Researchers say creative exploration can change how we relate to our planet, turning dry facts into something tangible.
"Accepting the idea that climate change is real is not only an act of the intellect - it has to be personal," Hoffman says. "We will protect what we love; we won't protect a bunch of scientific equations."

Merging fact and fiction

Yet there are inherent dangers in using fiction over scientific fact to energize people . Movies like "The Day After Tomorrow," and 1995's "Waterworld," were criticized for scientific inaccuracy.
Craig Russell is the author of "Fragment," an eco-thriller about a massive Antarctic ice sheet that floats in the open ocean threatening to destroy all marine life in its path and flood coastal regions.
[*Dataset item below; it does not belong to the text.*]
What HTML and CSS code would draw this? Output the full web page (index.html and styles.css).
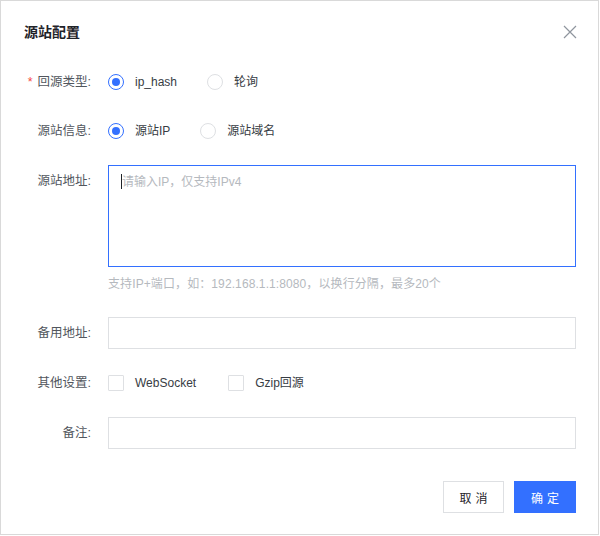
FILE: index.html
```html
<!DOCTYPE html>
<html lang="zh-CN">
<head>
<meta charset="utf-8">
<title>源站配置</title>
<link rel="stylesheet" href="styles.css">
</head>
<body>
<div class="dialog">
  <div class="header">
    <div class="title">源站配置</div>
    <button class="close" aria-label="关闭">
      <svg width="14" height="14" viewBox="0 0 14 14"><path d="M1 1 L13 13 M13 1 L1 13" stroke="#8f959e" stroke-width="1.2" fill="none"/></svg>
    </button>
  </div>
  <div class="form">
    <div class="item item-first">
      <div class="label"><span class="req">*</span>回源类型:</div>
      <div class="control options">
        <label class="opt"><span class="radio checked"></span><span class="opt-text">ip_hash</span></label>
        <label class="opt"><span class="radio"></span><span class="opt-text">轮询</span></label>
      </div>
    </div>
    <div class="item">
      <div class="label">源站信息:</div>
      <div class="control options">
        <label class="opt"><span class="radio checked"></span><span class="opt-text">源站IP</span></label>
        <label class="opt"><span class="radio"></span><span class="opt-text">源站域名</span></label>
      </div>
    </div>
    <div class="item item-top item-hint">
      <div class="label label-top">源站地址:</div>
      <div class="control">
        <div class="ta-wrap">
          <textarea class="textarea" placeholder="请输入IP，仅支持IPv4"></textarea>
          <span class="caret"></span>
        </div>
        <div class="hint">支持IP+端口，如：192.168.1.1:8080，以换行分隔，最多20个</div>
      </div>
    </div>
    <div class="item">
      <div class="label">备用地址:</div>
      <div class="control"><input class="input" type="text"></div>
    </div>
    <div class="item">
      <div class="label">其他设置:</div>
      <div class="control options">
        <label class="opt opt-cb"><span class="checkbox"></span><span class="opt-text">WebSocket</span></label>
        <label class="opt"><span class="checkbox"></span><span class="opt-text">Gzip回源</span></label>
      </div>
    </div>
    <div class="item">
      <div class="label">备注:</div>
      <div class="control"><input class="input" type="text"></div>
    </div>
  </div>
  <div class="footer">
    <button class="btn btn-default">取消</button>
    <button class="btn btn-primary">确定</button>
  </div>
</div>
</body>
</html>
```
FILE: styles.css
```css
* { box-sizing: border-box; }
html, body { margin: 0; padding: 0; background: #fff; }
body {
  font-family: "Liberation Sans", "Noto Sans CJK SC", sans-serif;
  font-size: 12px;
  color: #1f2329;
}
.dialog {
  width: 599px;
  height: 535px;
  border: 1px solid #d9d9d9;
  padding: 20px 22px 0 23px;
  display: flex;
  flex-direction: column;
}
.header {
  display: flex;
  align-items: center;
  justify-content: space-between;
  height: 22px;
}
.title {
  font-size: 14px;
  font-weight: bold;
  line-height: 22px;
  color: #1f2329;
}
.close {
  border: 0;
  background: none;
  padding: 0;
  width: 14px;
  height: 14px;
  display: flex;
  margin-right: -1px;
}
.form {
  margin-top: 23px;
  display: flex;
  flex-direction: column;
  gap: 18px;
}
.item {
  display: flex;
  align-items: center;
  min-height: 32px;
}
.item-first { margin-bottom: -1px; }
.item-top { align-items: flex-start; }
.item-hint { padding-bottom: 7px; }
.label {
  width: 67px;
  margin-right: 17px;
  text-align: right;
  color: #51565d;
  font-size: 12.5px;
  line-height: 16px;
  flex-shrink: 0;
  white-space: nowrap;
}
.label-top { padding-top: 8px; }
.req { color: #f54a45; margin-right: 5px; }
.control { flex: 1; }
.options { display: flex; align-items: center; }
.opt {
  display: flex;
  align-items: center;
  margin-right: 30px;
  color: #373c43;
  line-height: 16px;
}
.opt-cb { margin-right: 32px; }
.opt-text { margin-left: 11px; }
.radio {
  width: 16px;
  height: 16px;
  border-radius: 50%;
  border: 1px solid #dee0e3;
  display: flex;
  align-items: center;
  justify-content: center;
}
.radio.checked { border-color: #3370ff; }
.radio.checked::after {
  content: "";
  width: 8px;
  height: 8px;
  border-radius: 50%;
  background: #3370ff;
}
.checkbox {
  width: 16px;
  height: 16px;
  border: 1px solid #dee0e3;
  border-radius: 1px;
}
.ta-wrap { position: relative; }
.textarea {
  display: block;
  width: 100%;
  height: 102px;
  border: 1px solid #3370ff;
  border-radius: 0;
  padding: 8px 13px;
  font: inherit;
  font-size: 12px;
  line-height: 16px;
  resize: none;
  outline: none;
  color: #1f2329;
}
.textarea::placeholder { color: #b5b9be; }
.caret {
  position: absolute;
  left: 13px;
  top: 9px;
  width: 1px;
  height: 15px;
  background: #1f2329;
}
.hint {
  margin-top: 9px;
  line-height: 16px;
  color: #b5b9be;
  letter-spacing: 0.1px;
}
.input {
  display: block;
  width: 100%;
  height: 32px;
  border: 1px solid #dee0e3;
  border-radius: 0;
  padding: 0 12px;
  font: inherit;
  outline: none;
}
.footer {
  margin-top: 32px;
  display: flex;
  justify-content: flex-end;
  gap: 10px;
}
.btn {
  height: 32px;
  font: inherit;
  font-size: 12px;
  letter-spacing: 4px;
  padding: 0 0 0 4px;
  border-radius: 0;
  cursor: pointer;
}
.btn-default {
  width: 61px;
  background: #fff;
  border: 1px solid #dee0e3;
  color: #1f2329;
}
.btn-primary {
  width: 62px;
  background: #3370ff;
  border: 1px solid #3370ff;
  color: #fff;
}
```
Antarktis Impressionen (picture-alliance/blickwinkel/E. Hummel) Craig Russell's novel 'Fragment' deals with melting ice in the Antarctica and draws heavily on scientific fact
He says it's crucial to be scientifically correct in climate-change storytelling. "By giving people accurate information, you gain credibility," Russell told DW.
As a student, Russell worked at an Arctic weather station, and has been fascinated by the poles ever since. When two ice shelfs in the Antarctica collapsed, he started to think "what if?"
His novel was the result. In it, he provides detailed scientific information about Antarctic ice-melt. But he also introduces a whale that can communicate with humans – mixing fact with fantasy.
Hoffman says that's an approach that can have a real impact.
"Scientific correctness is important and you don't want to be totally misrepresenting the science," he said. "Yet, if you are trying to be evocative or nuanced, you have to let the artist be free. They shouldn't always be worried about giving the audience a lesson of climate science 101."
"Let's turn artists loose to touch people's heart on this issue," Hoffman added.